Василий Чекрыгин. Автопортрет.
Расцвет творчества Василия Чекрыгина пришелся на конец 1910-х – начало 1920-х годов, именно этот период и представлен в экспозиции. Так сложилось, что период этот был в его творчестве последним – в 1922 году Чекрыгин трагически погиб, было ему тогда всего 25 лет. Близко знавшие его люди говорили, что он предчувствовал свой ранний уход и, возможно, поэтому с юных лет относился к своему творчеству чрезвычайно серьезно. Рисовать он начал в 5 лет, в 12 поступил в иконописную школу при Киево-Печерской лавре, где считался самым талантливым учеником, а еще через год приехал в Москву и легко выдержал экзамен в Московское училище живописи, ваяния и зодчества. Его называли «сверхребенком» – несмотря на юный возраст, он ставил перед собой не детские вопросы и задачи, спорил с Давидом Бурлюком и критиковал Владимира Маяковского, с которыми дружил в те годы. Потом была Юбилейная XXXV выставка Училища и уход из него, участие в знаменитой выставке «№ 4», организованной Михаилом Ларионовым, поездка в Европу, уход добровольцем на фронт во время Первой мировой войны, организация союза молодых художников и поэтов «Искусство – жизнь», больше известного под названием «Маковец», лидером и вдохновителем которого был Чекрыгин.
Ни современники художника, ни сегодняшние исследователи так и не определили его ни к какому авангардистскому течению 1910–1920-х гг., ни к одному из существующих «измов». За годы творческого самоопределения он прошел через увлечение пленэризмом Коровина и Левитана, через дружбу с футуристами и школу Ларионова, вступил в резкую полемику с супрематистами и конструктивистами, изучил искусство прошлых веков и, наконец, сформировал свою творческую программу, основанную на классических ценностях изобразительного искусства, на традиционной фигуративности вместо геометрической абстракции. И почитатели и оппоненты считали его единственным в своем роде художником, сравнивали с «одиноко блеснувшим метеором».

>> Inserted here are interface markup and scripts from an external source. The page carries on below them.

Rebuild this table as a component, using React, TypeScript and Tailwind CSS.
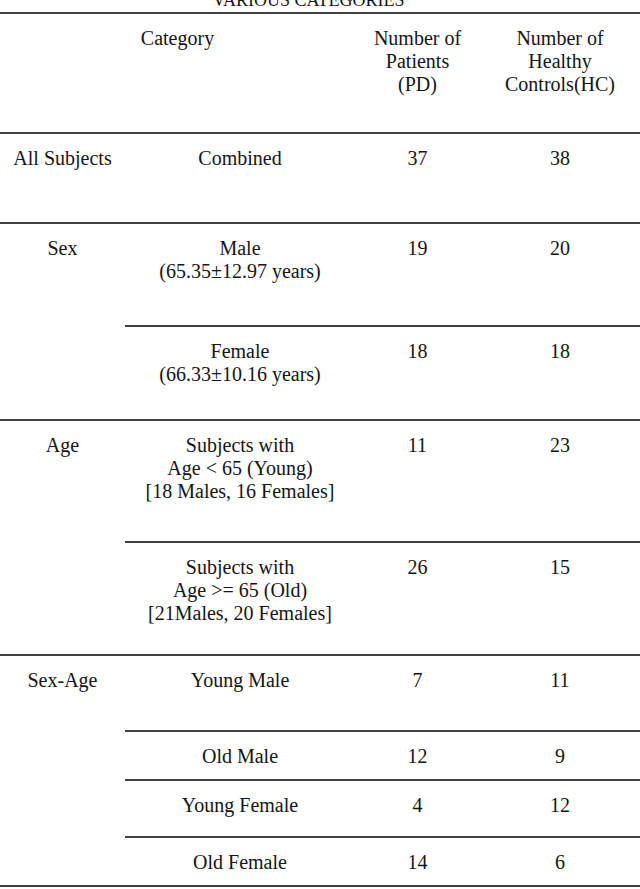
import React from "react";

type Sub = { label: string[]; pd: string; hc: string; h: string };
type Group = { name: string; subs: Sub[] };

const groups: Group[] = [
  { name: "All Subjects", subs: [{ label: ["Combined"], pd: "37", hc: "38", h: "h-[90px]" }] },
  {
    name: "Sex",
    subs: [
      { label: ["Male", "(65.35±12.97 years)"], pd: "19", hc: "20", h: "h-[103px]" },
      { label: ["Female", "(66.33±10.16 years)"], pd: "18", hc: "18", h: "h-[94px]" },
    ],
  },
  {
    name: "Age",
    subs: [
      { label: ["Subjects with", "Age < 65 (Young)", "[18 Males, 16 Females]"], pd: "11", hc: "23", h: "h-[122px]" },
      { label: ["Subjects with", "Age >= 65 (Old)", "[21Males, 20 Females]"], pd: "26", hc: "15", h: "h-[113px]" },
    ],
  },
  {
    name: "Sex-Age",
    subs: [
      { label: ["Young Male"], pd: "7", hc: "11", h: "h-[76px]" },
      { label: ["Old Male"], pd: "12", hc: "9", h: "h-[49px]" },
      { label: ["Young Female"], pd: "4", hc: "12", h: "h-[57px]" },
      { label: ["Old Female"], pd: "14", hc: "6", h: "h-[49px]" },
    ],
  },
];

export default function App() {
  return (
    <div
      className="w-[640px] h-[889px] bg-white text-[#151515] text-[20px] leading-[23px] overflow-hidden"
      style={{ fontFamily: '"Liberation Serif", "Times New Roman", serif' }}
    >
      <div className="h-[12px] overflow-hidden">
        <div className="mt-[-9px] text-[18px] leading-[18px] text-center pr-[23px]">VARIOUS CATEGORIES</div>
      </div>
      <div className="border-b-2 border-[#404040]">
        <div className="flex h-[120px] border-t-2 border-[#404040] pt-[13px]">
          <div className="w-[355px] text-center">Category</div>
          <div className="w-[125px] text-center">
            <div>Number of</div>
            <div>Patients</div>
            <div>(PD)</div>
          </div>
          <div className="flex-1 text-center">
            <div>Number of</div>
            <div>Healthy</div>
            <div>Controls(HC)</div>
          </div>
        </div>
        {groups.map((g) => (
          <div key={g.name} className="flex">
            <div className="w-[125px] border-t-2 border-[#404040] pt-[13px] text-center">{g.name}</div>
            <div className="flex-1 flex flex-col">
              {g.subs.map((s, i) => (
                <div key={i} className={`flex border-t-2 border-[#404040] pt-[13px] ${s.h}`}>
                  <div className="w-[230px] text-center">
                    {s.label.map((l, j) => (
                      <div key={j}>{l}</div>
                    ))}
                  </div>
                  <div className="w-[125px] text-center">{s.pd}</div>
                  <div className="flex-1 text-center">{s.hc}</div>
                </div>
              ))}
            </div>
          </div>
        ))}
      </div>
    </div>
  );
}
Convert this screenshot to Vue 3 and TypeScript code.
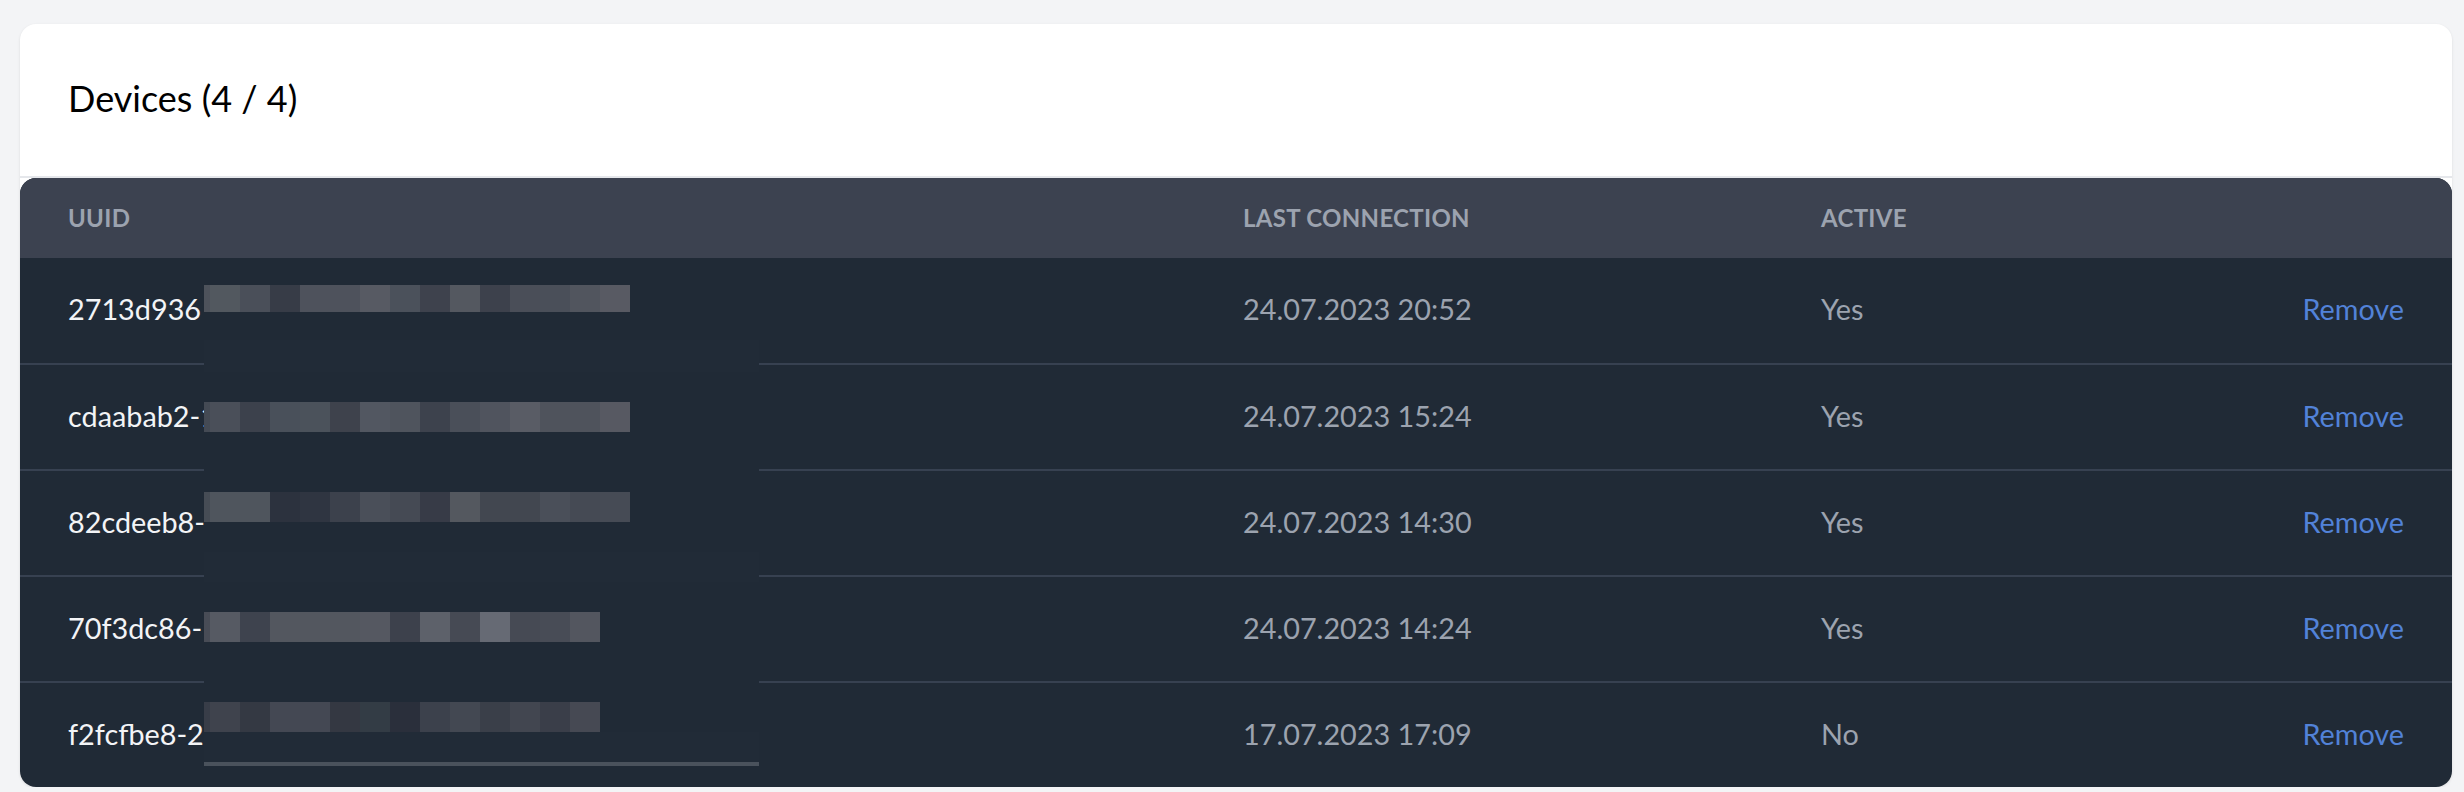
<script setup lang="ts">
interface Device {
  uuid: string
  lastConnection: string
  active: string
}

const devices: Device[] = [
  { uuid: '2713d936', lastConnection: '24.07.2023 20:52', active: 'Yes' },
  { uuid: 'cdaabab2-1', lastConnection: '24.07.2023 15:24', active: 'Yes' },
  { uuid: '82cdeeb8-', lastConnection: '24.07.2023 14:30', active: 'Yes' },
  { uuid: '70f3dc86-', lastConnection: '24.07.2023 14:24', active: 'Yes' },
  { uuid: 'f2fcfbe8-2d', lastConnection: '17.07.2023 17:09', active: 'No' },
]

// blurred uuid tails: offset from the previous bar, bar height, cell colours
const blurRows = [
  { gap: 0, height: 27, sliver: '#4d525b', cells: ['#52585f', '#4a4f59', '#373c47', '#4e525c', '#4e525c', '#575a63', '#4b515b', '#3e424d', '#545860', '#3d414c', '#4a4e58', '#4a4f59', '#51555e', '#585a63'] },
  { gap: 90, height: 30, sliver: '#444a54', cells: ['#4a4f59', '#3c414c', '#49505a', '#4b525b', '#3e424c', '#525761', '#4f545d', '#3d424d', '#4a4f59', '#50545e', '#595c65', '#4f535c', '#4f535c', '#575962'] },
  { gap: 60, height: 30, sliver: '#464c55', cells: ['#4f555d', '#4f555d', '#2c323e', '#2f3541', '#3c414c', '#4a4f59', '#454a54', '#373b47', '#54585f', '#424750', '#424750', '#4a4f59', '#454a54', '#464b55'] },
  { gap: 90, height: 30, sliver: '#484c56', cells: ['#565a63', '#3e434e', '#53575f', '#53575f', '#53575f', '#555861', '#3d414c', '#5d616a', '#464a54', '#666a74', '#464a54', '#484c56', '#53565f'] },
  { gap: 60, height: 30, sliver: '#383d48', cells: ['#3f434d', '#343943', '#444853', '#444853', '#343842', '#333c45', '#2a2f3b', '#3c414c', '#434852', '#3a3f49', '#424650', '#3a3e49', '#464953'] },
]
</script>

<template>
  <div class="page">
    <section class="card">
      <header class="card-head">
        <h2 class="card-title">Devices (4 / 4)</h2>
      </header>
      <div class="table-wrap">
        <table class="devices">
          <colgroup>
            <col class="col-uuid" />
            <col class="col-last" />
            <col class="col-active" />
            <col />
          </colgroup>
          <thead>
            <tr>
              <th>UUID</th>
              <th>Last connection</th>
              <th>Active</th>
              <th></th>
            </tr>
          </thead>
          <tbody>
            <tr v-for="device in devices" :key="device.uuid">
              <td class="uuid">{{ device.uuid }}</td>
              <td>{{ device.lastConnection }}</td>
              <td>{{ device.active }}</td>
              <td class="actions"><a class="remove" href="#">Remove</a></td>
            </tr>
          </tbody>
        </table>
        <div class="redaction">
          <div
            v-for="(row, i) in blurRows"
            :key="i"
            class="blur-row"
            :style="{ marginTop: `${row.gap}px`, height: `${row.height}px` }"
          >
            <span class="blur-sliver" :style="{ background: row.sliver }"></span>
            <span
              v-for="(cell, j) in row.cells"
              :key="j"
              class="blur-cell"
              :style="{ background: cell }"
            ></span>
          </div>
          <div class="redaction-line"></div>
        </div>
      </div>
    </section>
  </div>
</template>

<style scoped>
.page {
  padding: 24px 12px 0 20px;
  font-family: Lato, "Noto Sans", sans-serif;
}

.card {
  border-radius: 16px;
  background: #fff;
  box-shadow: 0 1px 3px rgba(0, 0, 0, 0.1);
}

.card-head {
  display: flex;
  align-items: center;
  height: 154px;
  padding: 0 48px 4px;
  box-sizing: border-box;
  border-bottom: 2px solid #e5e7eb;
}

.card-title {
  margin: 0;
  font-size: 36px;
  font-weight: 400;
  color: #000;
}

.table-wrap {
  position: relative;
  overflow: hidden;
  border-radius: 16px;
  background: #202a36;
}

.devices {
  width: 100%;
  table-layout: fixed;
  border-collapse: collapse;
  font-size: 28.8px;
}

.col-uuid {
  width: 1175px;
}

.col-last {
  width: 578px;
}

.col-active {
  width: 450px;
}

th {
  height: 80px;
  padding: 0 48px 2px;
  box-sizing: border-box;
  background: #3c4250;
  color: #9ca3af;
  font-size: 24px;
  font-weight: 700;
  letter-spacing: 0.3px;
  text-align: left;
  text-transform: uppercase;
}

td {
  height: 106px;
  padding: 0 48px 3px;
  box-sizing: border-box;
  border-bottom: 2px solid #374151;
  color: #9ca3af;
  white-space: nowrap;
}

tbody tr:last-child td {
  height: 105px;
  border-bottom: 0;
}

.uuid {
  color: #f3f4f6;
}

.actions {
  text-align: right;
}

.remove {
  color: #5282d8;
  text-decoration: none;
}

/* faint lighter bands left behind by the blur, on the row colour */
.redaction {
  position: absolute;
  top: 107px;
  left: 184px;
  display: flex;
  flex-direction: column;
  width: 555px;
  height: 481px;
  background: linear-gradient(
    to bottom,
    #202a36 55px,
    #212b37 55px,
    #212b37 87px,
    #202a36 87px,
    #202a36 267px,
    #212b37 267px,
    #212b37 297px,
    #202a36 297px,
    #202a36 447px,
    #212b37 447px
  );
}

.blur-row {
  display: flex;
  flex: none;
}

.blur-sliver {
  flex: none;
  width: 6px;
}

.blur-cell {
  flex: none;
  width: 30px;
}

.redaction-line {
  flex: none;
  height: 4px;
  margin-top: 30px;
  background: #4a525c;
}
</style>

<style>
body {
  background: #f3f4f6;
}
</style>
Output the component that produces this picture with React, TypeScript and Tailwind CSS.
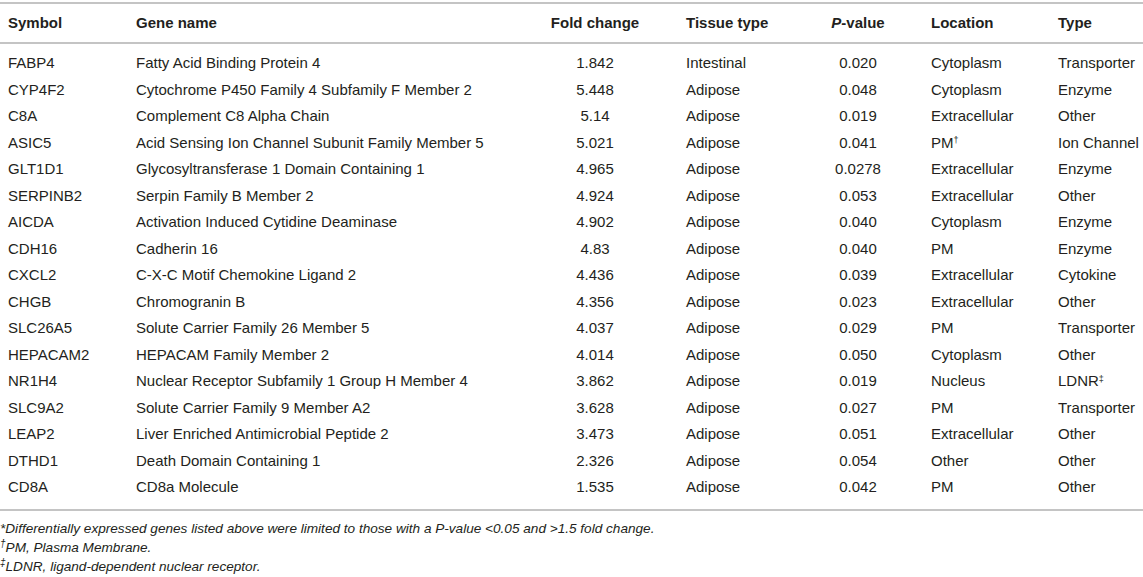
import React from 'react';

type Row = {
  symbol: string;
  name: string;
  fold: string;
  tissue: string;
  p: string;
  location: string;
  locMark?: string;
  type: string;
  typeMark?: string;
};

const ROWS: Row[] = [
  { symbol: 'FABP4', name: 'Fatty Acid Binding Protein 4', fold: '1.842', tissue: 'Intestinal', p: '0.020', location: 'Cytoplasm', type: 'Transporter' },
  { symbol: 'CYP4F2', name: 'Cytochrome P450 Family 4 Subfamily F Member 2', fold: '5.448', tissue: 'Adipose', p: '0.048', location: 'Cytoplasm', type: 'Enzyme' },
  { symbol: 'C8A', name: 'Complement C8 Alpha Chain', fold: '5.14', tissue: 'Adipose', p: '0.019', location: 'Extracellular', type: 'Other' },
  { symbol: 'ASIC5', name: 'Acid Sensing Ion Channel Subunit Family Member 5', fold: '5.021', tissue: 'Adipose', p: '0.041', location: 'PM', locMark: '†', type: 'Ion Channel' },
  { symbol: 'GLT1D1', name: 'Glycosyltransferase 1 Domain Containing 1', fold: '4.965', tissue: 'Adipose', p: '0.0278', location: 'Extracellular', type: 'Enzyme' },
  { symbol: 'SERPINB2', name: 'Serpin Family B Member 2', fold: '4.924', tissue: 'Adipose', p: '0.053', location: 'Extracellular', type: 'Other' },
  { symbol: 'AICDA', name: 'Activation Induced Cytidine Deaminase', fold: '4.902', tissue: 'Adipose', p: '0.040', location: 'Cytoplasm', type: 'Enzyme' },
  { symbol: 'CDH16', name: 'Cadherin 16', fold: '4.83', tissue: 'Adipose', p: '0.040', location: 'PM', type: 'Enzyme' },
  { symbol: 'CXCL2', name: 'C-X-C Motif Chemokine Ligand 2', fold: '4.436', tissue: 'Adipose', p: '0.039', location: 'Extracellular', type: 'Cytokine' },
  { symbol: 'CHGB', name: 'Chromogranin B', fold: '4.356', tissue: 'Adipose', p: '0.023', location: 'Extracellular', type: 'Other' },
  { symbol: 'SLC26A5', name: 'Solute Carrier Family 26 Member 5', fold: '4.037', tissue: 'Adipose', p: '0.029', location: 'PM', type: 'Transporter' },
  { symbol: 'HEPACAM2', name: 'HEPACAM Family Member 2', fold: '4.014', tissue: 'Adipose', p: '0.050', location: 'Cytoplasm', type: 'Other' },
  { symbol: 'NR1H4', name: 'Nuclear Receptor Subfamily 1 Group H Member 4', fold: '3.862', tissue: 'Adipose', p: '0.019', location: 'Nucleus', type: 'LDNR', typeMark: '‡' },
  { symbol: 'SLC9A2', name: 'Solute Carrier Family 9 Member A2', fold: '3.628', tissue: 'Adipose', p: '0.027', location: 'PM', type: 'Transporter' },
  { symbol: 'LEAP2', name: 'Liver Enriched Antimicrobial Peptide 2', fold: '3.473', tissue: 'Adipose', p: '0.051', location: 'Extracellular', type: 'Other' },
  { symbol: 'DTHD1', name: 'Death Domain Containing 1', fold: '2.326', tissue: 'Adipose', p: '0.054', location: 'Other', type: 'Other' },
  { symbol: 'CD8A', name: 'CD8a Molecule', fold: '1.535', tissue: 'Adipose', p: '0.042', location: 'PM', type: 'Other' },
];

// column template shared by header and body rows
const GRID = 'grid grid-cols-[136px_409px_100px_171px_84px_158px_1fr] items-center';

export default function App() {
  return (
    <div
      className="w-[1143px] h-[577px] bg-white text-[#231f20] pt-[2px]"
      style={{ fontFamily: '"Liberation Sans", Arial, sans-serif' }}
    >
      {/* Header */}
      <div className={`${GRID} h-[42px] border-y-2 border-[#c4c4c4] text-[15px] font-bold`}>
        <div className="pl-2">Symbol</div>
        <div>Gene name</div>
        <div className="text-center">Fold change</div>
        <div className="pl-[41px]">Tissue type</div>
        <div className="text-center">
          <span className="italic">P</span>-value
        </div>
        <div className="pl-[31px]">Location</div>
        <div>Type</div>
      </div>

      {/* Body */}
      <div className="pt-[6px] pb-[8px] border-b-2 border-[#c4c4c4] text-[15px]">
        {ROWS.map((r) => (
          <div key={r.symbol} className={`${GRID} h-[26.5px]`}>
            <div className="pl-2">{r.symbol}</div>
            <div>{r.name}</div>
            <div className="text-center">{r.fold}</div>
            <div className="pl-[41px]">{r.tissue}</div>
            <div className="text-center">{r.p}</div>
            <div className="pl-[31px]">
              {r.location}
              {r.locMark && <sup className="text-[9px]">{r.locMark}</sup>}
            </div>
            <div className="whitespace-nowrap">
              {r.type}
              {r.typeMark && <sup className="text-[9px]">{r.typeMark}</sup>}
            </div>
          </div>
        ))}
      </div>

      {/* Footnotes */}
      <div className="pt-[8px] text-[13.6px] italic leading-[19px]">
        <div>*Differentially expressed genes listed above were limited to those with a P-value &lt;0.05 and &gt;1.5 fold change.</div>
        <div>
          <sup className="text-[10px]">†</sup>PM, Plasma Membrane.
        </div>
        <div>
          <sup className="text-[10px]">‡</sup>LDNR, ligand-dependent nuclear receptor.
        </div>
      </div>
    </div>
  );
}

Главнейшим из искусств, а вернее, из видов живописи, Чекрыгин считал фреску. О монументальной росписи он мечтал всю жизнь, причем именно о росписи церкви, а не гражданского здания – ему казалось, что только так он сможет полностью выразить себя, свои художественные замыслы и философские идеи. Но о какой церковной росписи могла идти речь в 1920-е годы? Попав на прием к Луначарскому, Чекрыгин просил все о том же – чтобы ему дали стену для фрески, но вместо нее он получил работу в детском театре под руководством Генриетты Паскар, где выполнял эскизы костюмов и декораций к «Принцессе Турандот». Помимо собственно художественного творчества Чекрыгин много занимался философией и теорией искусства – писал тексты, выступал с докладами и лекциями. Его главный труд «О Соборе Воскрешающего музея» написан под влиянием утопической философии Николая Федорова. Именно с этим – с мечтой о фреске и увлечением философией – связан грандиозный графический цикл «Воскрешение мертвых», написанный им в последние годы. Групповые сцены, отдельные фигуры, портретные изображения написаны в импровизационной манере. Экспрессивные образы, выполненные монохромно, прессованным углем по белому листу бумаги, рождаются из бархатистых штрихов и пятен, страдают и борются, подтверждая способность искусства «воскрешать», оживлять, согласно художественно-философским взглядам мастера. Эти рисунки – по сути своей фрагменты неосуществленной фрески, о которой он мечтал, эскизы, бесконечная подготовка к ней, монументальные замыслы, выраженные на небольших листах бумаги. И рядом с ними выполненные в той же манере жанровые сцены и портреты, листы из других циклов.
Единственное живописное произведение на выставке – автопортрет художника, написанный в 1921–1922 гг. Глядя на него, сложно поверить, что на нем изображен молодой, 23–24-летний человек, он кажется гораздо старше, да и мало кому удавалось прожить за столь короткий срок такую насыщенную жизнь. Как писал он сам: «Много соков вытянула из меня живопись. Как тяжело отдавать душу мертвому холсту, холодной бумаге. Отдаем жизнь».